Russell was elected a fellow of the Royal Astronomical Society in 1871 and of the Meteorological Society and a member of the Royal Colonial Institute in 1875. In 1886 he was the first graduate of the University of Sydney to be elected a fellow of the Royal Society. Four times president of the local Royal Society, in 1888 he was the first president of the Australasian Association for the Advancement of Science. He was a founder of technical education in the colony and a vice-president of the Board of Technical Education from 1883.
He was made CMG in 1890.
Russell was almost the victim of an assassination plot in 1877. A play by Nigel Sutton, “Getting Away with Murder”, is an historical whodunit which details the attempt to blow up the Government Astronomer (and possibly Sydney Observatory as well) and was performed on 7-8 June 2008 to mark the 150th Anniversary of Sydney Observatory (School of Physics and ISS Alumni Association Alumni Update June 2008).
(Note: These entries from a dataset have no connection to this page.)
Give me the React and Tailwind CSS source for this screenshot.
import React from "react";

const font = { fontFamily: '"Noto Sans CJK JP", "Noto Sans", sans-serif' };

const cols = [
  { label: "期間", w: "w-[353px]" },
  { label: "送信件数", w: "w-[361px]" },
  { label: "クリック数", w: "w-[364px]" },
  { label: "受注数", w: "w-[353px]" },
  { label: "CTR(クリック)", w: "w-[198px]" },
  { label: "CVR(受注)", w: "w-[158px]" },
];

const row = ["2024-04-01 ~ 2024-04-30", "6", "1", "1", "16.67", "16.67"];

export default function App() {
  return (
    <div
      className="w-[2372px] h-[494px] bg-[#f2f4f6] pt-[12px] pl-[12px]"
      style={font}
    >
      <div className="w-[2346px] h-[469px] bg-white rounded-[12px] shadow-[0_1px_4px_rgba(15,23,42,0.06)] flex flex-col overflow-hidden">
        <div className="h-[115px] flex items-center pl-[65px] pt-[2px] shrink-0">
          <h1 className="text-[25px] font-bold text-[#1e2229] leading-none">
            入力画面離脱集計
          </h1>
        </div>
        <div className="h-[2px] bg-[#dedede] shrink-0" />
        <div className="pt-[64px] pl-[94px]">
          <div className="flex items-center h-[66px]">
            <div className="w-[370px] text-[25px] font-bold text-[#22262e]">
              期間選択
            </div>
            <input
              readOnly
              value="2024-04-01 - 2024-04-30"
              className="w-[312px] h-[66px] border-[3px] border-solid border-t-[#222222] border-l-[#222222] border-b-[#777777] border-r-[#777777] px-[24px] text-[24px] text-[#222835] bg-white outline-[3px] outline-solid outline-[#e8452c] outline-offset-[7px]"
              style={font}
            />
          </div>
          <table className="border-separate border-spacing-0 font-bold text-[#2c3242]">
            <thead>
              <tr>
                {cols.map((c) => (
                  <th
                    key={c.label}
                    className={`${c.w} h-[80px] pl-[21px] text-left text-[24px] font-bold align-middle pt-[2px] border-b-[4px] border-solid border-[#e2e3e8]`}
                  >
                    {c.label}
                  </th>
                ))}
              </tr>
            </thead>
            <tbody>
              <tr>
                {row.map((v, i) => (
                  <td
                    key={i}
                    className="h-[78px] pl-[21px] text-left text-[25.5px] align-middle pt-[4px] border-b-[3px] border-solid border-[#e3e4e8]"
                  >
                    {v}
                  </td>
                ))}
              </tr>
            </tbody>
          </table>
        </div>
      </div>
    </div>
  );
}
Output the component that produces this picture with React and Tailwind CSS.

Read the SMH article 'Observing the anniversary with an infernal dramatic plot'.
Russell suffered a severe illness in 1903 and after a year's leave of absence retired. He died at the observatory on 22 February 1907.
from the Australian Dictionary of Biography
His membership of Senate
Russell was elected as a Fellow of Senate of the University of Sydney to fill a vacancy between 1875 and 1907.
Senate elected him as Vice-Chancellor from 1891 to 1892.
Mr and Mrs Russell held an "at home" at the Observatory during the University's Jubilee celebrations in 1902 find out more.
The following resolution was passed by the Senate at a meeting held on 4 March 1907: "That the Senate desires to place on record its sense of the valuable services rendered to the University, and the cause of education generally, by the late Mr H C Russell, CMG, BA, FRS, who was a Fellow of the Senate for nearly thirty-two years, being at the time of his death the Senior Fellow, and an expression of sympathy with his widow and family in their bereavement."